- Problem
Leave out the pictures and restate the rest of the data exactly.

- Supplied records
----------------

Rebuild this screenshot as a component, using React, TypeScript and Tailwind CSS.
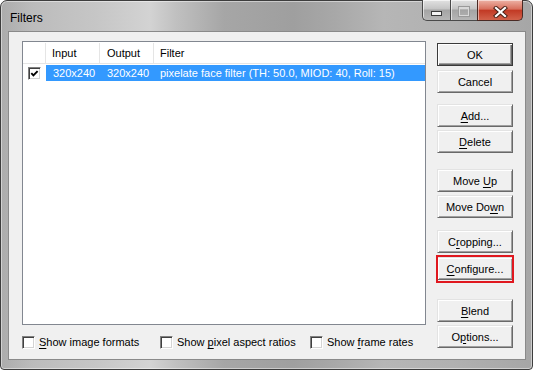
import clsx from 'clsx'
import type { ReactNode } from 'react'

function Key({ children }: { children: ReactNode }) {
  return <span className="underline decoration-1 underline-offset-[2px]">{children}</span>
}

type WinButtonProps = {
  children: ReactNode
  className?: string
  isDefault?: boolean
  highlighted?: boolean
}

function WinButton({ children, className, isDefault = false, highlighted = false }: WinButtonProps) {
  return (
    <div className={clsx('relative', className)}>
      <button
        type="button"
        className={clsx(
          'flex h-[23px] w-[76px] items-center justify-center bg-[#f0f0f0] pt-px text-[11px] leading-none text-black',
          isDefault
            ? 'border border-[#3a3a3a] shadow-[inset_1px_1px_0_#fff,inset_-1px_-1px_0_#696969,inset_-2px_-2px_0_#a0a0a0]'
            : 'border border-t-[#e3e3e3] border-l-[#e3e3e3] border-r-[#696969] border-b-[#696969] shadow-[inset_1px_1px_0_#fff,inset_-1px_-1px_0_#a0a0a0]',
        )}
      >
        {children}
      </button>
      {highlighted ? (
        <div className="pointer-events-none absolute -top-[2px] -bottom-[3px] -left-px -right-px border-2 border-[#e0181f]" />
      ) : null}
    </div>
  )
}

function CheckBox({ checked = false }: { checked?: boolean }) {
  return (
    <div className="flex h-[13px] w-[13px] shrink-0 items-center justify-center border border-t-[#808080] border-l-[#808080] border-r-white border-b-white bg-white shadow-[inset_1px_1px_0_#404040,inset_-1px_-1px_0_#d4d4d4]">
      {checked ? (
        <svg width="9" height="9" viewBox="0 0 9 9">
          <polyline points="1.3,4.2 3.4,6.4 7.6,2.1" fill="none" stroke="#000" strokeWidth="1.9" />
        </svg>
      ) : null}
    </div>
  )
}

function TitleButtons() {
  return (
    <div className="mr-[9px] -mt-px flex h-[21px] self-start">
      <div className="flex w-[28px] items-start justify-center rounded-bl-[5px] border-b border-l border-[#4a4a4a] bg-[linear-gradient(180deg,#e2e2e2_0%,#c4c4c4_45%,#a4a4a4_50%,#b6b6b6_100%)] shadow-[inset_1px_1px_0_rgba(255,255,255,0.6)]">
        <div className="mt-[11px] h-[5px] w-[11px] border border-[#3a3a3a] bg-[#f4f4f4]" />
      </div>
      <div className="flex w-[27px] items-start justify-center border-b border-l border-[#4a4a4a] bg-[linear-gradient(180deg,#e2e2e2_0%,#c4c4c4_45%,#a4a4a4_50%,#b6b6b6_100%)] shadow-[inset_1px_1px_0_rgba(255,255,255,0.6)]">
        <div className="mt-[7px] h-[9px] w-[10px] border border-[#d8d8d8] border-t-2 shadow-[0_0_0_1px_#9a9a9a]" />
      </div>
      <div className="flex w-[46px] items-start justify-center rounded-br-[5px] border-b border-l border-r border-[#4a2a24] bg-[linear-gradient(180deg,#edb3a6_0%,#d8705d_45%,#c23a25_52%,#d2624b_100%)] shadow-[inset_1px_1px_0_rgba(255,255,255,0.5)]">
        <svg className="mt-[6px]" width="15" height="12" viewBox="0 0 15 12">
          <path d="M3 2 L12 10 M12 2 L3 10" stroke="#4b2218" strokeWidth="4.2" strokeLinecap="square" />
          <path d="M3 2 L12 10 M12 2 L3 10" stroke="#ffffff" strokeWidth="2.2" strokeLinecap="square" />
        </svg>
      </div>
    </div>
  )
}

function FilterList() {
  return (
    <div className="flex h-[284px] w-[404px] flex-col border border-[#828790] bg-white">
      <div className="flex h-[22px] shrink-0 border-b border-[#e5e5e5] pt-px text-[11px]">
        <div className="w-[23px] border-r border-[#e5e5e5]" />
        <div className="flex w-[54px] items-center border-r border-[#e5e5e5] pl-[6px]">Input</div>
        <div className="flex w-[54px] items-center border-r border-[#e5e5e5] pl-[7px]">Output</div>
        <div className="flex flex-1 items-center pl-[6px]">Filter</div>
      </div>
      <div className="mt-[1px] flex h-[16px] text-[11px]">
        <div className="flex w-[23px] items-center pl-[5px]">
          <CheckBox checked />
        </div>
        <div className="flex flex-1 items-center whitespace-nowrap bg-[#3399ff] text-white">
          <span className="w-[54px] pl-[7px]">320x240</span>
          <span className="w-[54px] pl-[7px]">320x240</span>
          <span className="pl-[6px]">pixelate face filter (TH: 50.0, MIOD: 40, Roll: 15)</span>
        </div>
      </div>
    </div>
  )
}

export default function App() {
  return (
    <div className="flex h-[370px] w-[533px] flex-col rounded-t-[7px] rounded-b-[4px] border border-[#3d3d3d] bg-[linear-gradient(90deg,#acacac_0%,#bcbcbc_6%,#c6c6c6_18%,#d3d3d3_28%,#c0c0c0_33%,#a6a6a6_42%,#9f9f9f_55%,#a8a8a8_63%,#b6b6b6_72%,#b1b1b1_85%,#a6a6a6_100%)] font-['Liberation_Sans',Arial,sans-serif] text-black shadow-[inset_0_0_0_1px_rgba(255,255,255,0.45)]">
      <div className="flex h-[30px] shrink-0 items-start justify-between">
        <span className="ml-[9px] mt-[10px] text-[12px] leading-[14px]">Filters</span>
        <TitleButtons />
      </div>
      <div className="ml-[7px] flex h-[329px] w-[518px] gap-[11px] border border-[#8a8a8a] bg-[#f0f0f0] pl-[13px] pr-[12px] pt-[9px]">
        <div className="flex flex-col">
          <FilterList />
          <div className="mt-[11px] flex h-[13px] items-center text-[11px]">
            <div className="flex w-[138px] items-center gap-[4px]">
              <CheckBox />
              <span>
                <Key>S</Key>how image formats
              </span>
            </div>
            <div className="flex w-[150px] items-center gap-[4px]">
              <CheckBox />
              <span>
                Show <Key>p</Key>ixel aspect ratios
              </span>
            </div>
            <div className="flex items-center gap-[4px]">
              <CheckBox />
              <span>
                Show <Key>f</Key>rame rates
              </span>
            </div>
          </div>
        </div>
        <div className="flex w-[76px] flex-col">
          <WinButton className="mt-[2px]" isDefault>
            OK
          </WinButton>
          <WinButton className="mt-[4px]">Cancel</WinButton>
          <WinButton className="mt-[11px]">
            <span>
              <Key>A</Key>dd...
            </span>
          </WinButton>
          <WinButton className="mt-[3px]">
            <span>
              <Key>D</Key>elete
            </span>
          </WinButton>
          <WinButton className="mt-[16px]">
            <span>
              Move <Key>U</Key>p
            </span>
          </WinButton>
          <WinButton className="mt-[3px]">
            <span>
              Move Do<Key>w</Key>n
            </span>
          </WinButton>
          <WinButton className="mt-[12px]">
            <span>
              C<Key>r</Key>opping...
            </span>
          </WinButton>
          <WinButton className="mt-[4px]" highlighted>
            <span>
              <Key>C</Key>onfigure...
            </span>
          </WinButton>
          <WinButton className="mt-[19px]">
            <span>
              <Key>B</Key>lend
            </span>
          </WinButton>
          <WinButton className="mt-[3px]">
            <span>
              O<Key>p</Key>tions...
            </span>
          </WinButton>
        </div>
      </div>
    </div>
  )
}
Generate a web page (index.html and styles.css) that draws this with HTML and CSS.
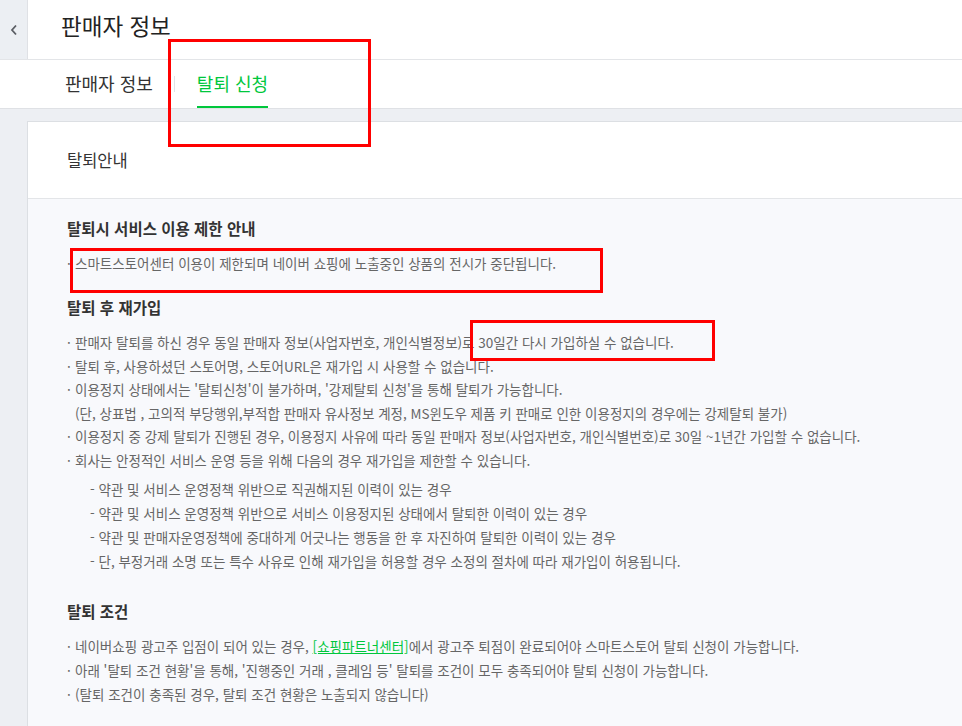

----------------

- Task result
Rebuild this screenshot as a component, using React, TypeScript and Tailwind CSS.
import clsx from 'clsx'
import type { ReactNode } from 'react'

function Key({ children }: { children: ReactNode }) {
  return <span className="underline decoration-1 underline-offset-[2px]">{children}</span>
}

type WinButtonProps = {
  children: ReactNode
  className?: string
  isDefault?: boolean
  highlighted?: boolean
}

function WinButton({ children, className, isDefault = false, highlighted = false }: WinButtonProps) {
  return (
    <div className={clsx('relative', className)}>
      <button
        type="button"
        className={clsx(
          'flex h-[23px] w-[76px] items-center justify-center bg-[#f0f0f0] pt-px text-[11px] leading-none text-black',
          isDefault
            ? 'border border-[#3a3a3a] shadow-[inset_1px_1px_0_#fff,inset_-1px_-1px_0_#696969,inset_-2px_-2px_0_#a0a0a0]'
            : 'border border-t-[#e3e3e3] border-l-[#e3e3e3] border-r-[#696969] border-b-[#696969] shadow-[inset_1px_1px_0_#fff,inset_-1px_-1px_0_#a0a0a0]',
        )}
      >
        {children}
      </button>
      {highlighted ? (
        <div className="pointer-events-none absolute -top-[2px] -bottom-[3px] -left-px -right-px border-2 border-[#e0181f]" />
      ) : null}
    </div>
  )
}

function CheckBox({ checked = false }: { checked?: boolean }) {
  return (
    <div className="flex h-[13px] w-[13px] shrink-0 items-center justify-center border border-t-[#808080] border-l-[#808080] border-r-white border-b-white bg-white shadow-[inset_1px_1px_0_#404040,inset_-1px_-1px_0_#d4d4d4]">
      {checked ? (
        <svg width="9" height="9" viewBox="0 0 9 9">
          <polyline points="1.3,4.2 3.4,6.4 7.6,2.1" fill="none" stroke="#000" strokeWidth="1.9" />
        </svg>
      ) : null}
    </div>
  )
}

function TitleButtons() {
  return (
    <div className="mr-[9px] -mt-px flex h-[21px] self-start">
      <div className="flex w-[28px] items-start justify-center rounded-bl-[5px] border-b border-l border-[#4a4a4a] bg-[linear-gradient(180deg,#e2e2e2_0%,#c4c4c4_45%,#a4a4a4_50%,#b6b6b6_100%)] shadow-[inset_1px_1px_0_rgba(255,255,255,0.6)]">
        <div className="mt-[11px] h-[5px] w-[11px] border border-[#3a3a3a] bg-[#f4f4f4]" />
      </div>
      <div className="flex w-[27px] items-start justify-center border-b border-l border-[#4a4a4a] bg-[linear-gradient(180deg,#e2e2e2_0%,#c4c4c4_45%,#a4a4a4_50%,#b6b6b6_100%)] shadow-[inset_1px_1px_0_rgba(255,255,255,0.6)]">
        <div className="mt-[7px] h-[9px] w-[10px] border border-[#d8d8d8] border-t-2 shadow-[0_0_0_1px_#9a9a9a]" />
      </div>
      <div className="flex w-[46px] items-start justify-center rounded-br-[5px] border-b border-l border-r border-[#4a2a24] bg-[linear-gradient(180deg,#edb3a6_0%,#d8705d_45%,#c23a25_52%,#d2624b_100%)] shadow-[inset_1px_1px_0_rgba(255,255,255,0.5)]">
        <svg className="mt-[6px]" width="15" height="12" viewBox="0 0 15 12">
          <path d="M3 2 L12 10 M12 2 L3 10" stroke="#4b2218" strokeWidth="4.2" strokeLinecap="square" />
          <path d="M3 2 L12 10 M12 2 L3 10" stroke="#ffffff" strokeWidth="2.2" strokeLinecap="square" />
        </svg>
      </div>
    </div>
  )
}

function FilterList() {
  return (
    <div className="flex h-[284px] w-[404px] flex-col border border-[#828790] bg-white">
      <div className="flex h-[22px] shrink-0 border-b border-[#e5e5e5] pt-px text-[11px]">
        <div className="w-[23px] border-r border-[#e5e5e5]" />
        <div className="flex w-[54px] items-center border-r border-[#e5e5e5] pl-[6px]">Input</div>
        <div className="flex w-[54px] items-center border-r border-[#e5e5e5] pl-[7px]">Output</div>
        <div className="flex flex-1 items-center pl-[6px]">Filter</div>
      </div>
      <div className="mt-[1px] flex h-[16px] text-[11px]">
        <div className="flex w-[23px] items-center pl-[5px]">
          <CheckBox checked />
        </div>
        <div className="flex flex-1 items-center whitespace-nowrap bg-[#3399ff] text-white">
          <span className="w-[54px] pl-[7px]">320x240</span>
          <span className="w-[54px] pl-[7px]">320x240</span>
          <span className="pl-[6px]">pixelate face filter (TH: 50.0, MIOD: 40, Roll: 15)</span>
        </div>
      </div>
    </div>
  )
}

export default function App() {
  return (
    <div className="flex h-[370px] w-[533px] flex-col rounded-t-[7px] rounded-b-[4px] border border-[#3d3d3d] bg-[linear-gradient(90deg,#acacac_0%,#bcbcbc_6%,#c6c6c6_18%,#d3d3d3_28%,#c0c0c0_33%,#a6a6a6_42%,#9f9f9f_55%,#a8a8a8_63%,#b6b6b6_72%,#b1b1b1_85%,#a6a6a6_100%)] font-['Liberation_Sans',Arial,sans-serif] text-black shadow-[inset_0_0_0_1px_rgba(255,255,255,0.45)]">
      <div className="flex h-[30px] shrink-0 items-start justify-between">
        <span className="ml-[9px] mt-[10px] text-[12px] leading-[14px]">Filters</span>
        <TitleButtons />
      </div>
      <div className="ml-[7px] flex h-[329px] w-[518px] gap-[11px] border border-[#8a8a8a] bg-[#f0f0f0] pl-[13px] pr-[12px] pt-[9px]">
        <div className="flex flex-col">
          <FilterList />
          <div className="mt-[11px] flex h-[13px] items-center text-[11px]">
            <div className="flex w-[138px] items-center gap-[4px]">
              <CheckBox />
              <span>
                <Key>S</Key>how image formats
              </span>
            </div>
            <div className="flex w-[150px] items-center gap-[4px]">
              <CheckBox />
              <span>
                Show <Key>p</Key>ixel aspect ratios
              </span>
            </div>
            <div className="flex items-center gap-[4px]">
              <CheckBox />
              <span>
                Show <Key>f</Key>rame rates
              </span>
            </div>
          </div>
        </div>
        <div className="flex w-[76px] flex-col">
          <WinButton className="mt-[2px]" isDefault>
            OK
          </WinButton>
          <WinButton className="mt-[4px]">Cancel</WinButton>
          <WinButton className="mt-[11px]">
            <span>
              <Key>A</Key>dd...
            </span>
          </WinButton>
          <WinButton className="mt-[3px]">
            <span>
              <Key>D</Key>elete
            </span>
          </WinButton>
          <WinButton className="mt-[16px]">
            <span>
              Move <Key>U</Key>p
            </span>
          </WinButton>
          <WinButton className="mt-[3px]">
            <span>
              Move Do<Key>w</Key>n
            </span>
          </WinButton>
          <WinButton className="mt-[12px]">
            <span>
              C<Key>r</Key>opping...
            </span>
          </WinButton>
          <WinButton className="mt-[4px]" highlighted>
            <span>
              <Key>C</Key>onfigure...
            </span>
          </WinButton>
          <WinButton className="mt-[19px]">
            <span>
              <Key>B</Key>lend
            </span>
          </WinButton>
          <WinButton className="mt-[3px]">
            <span>
              O<Key>p</Key>tions...
            </span>
          </WinButton>
        </div>
      </div>
    </div>
  )
}
Generate a web page (index.html and styles.css) that draws this with HTML and CSS.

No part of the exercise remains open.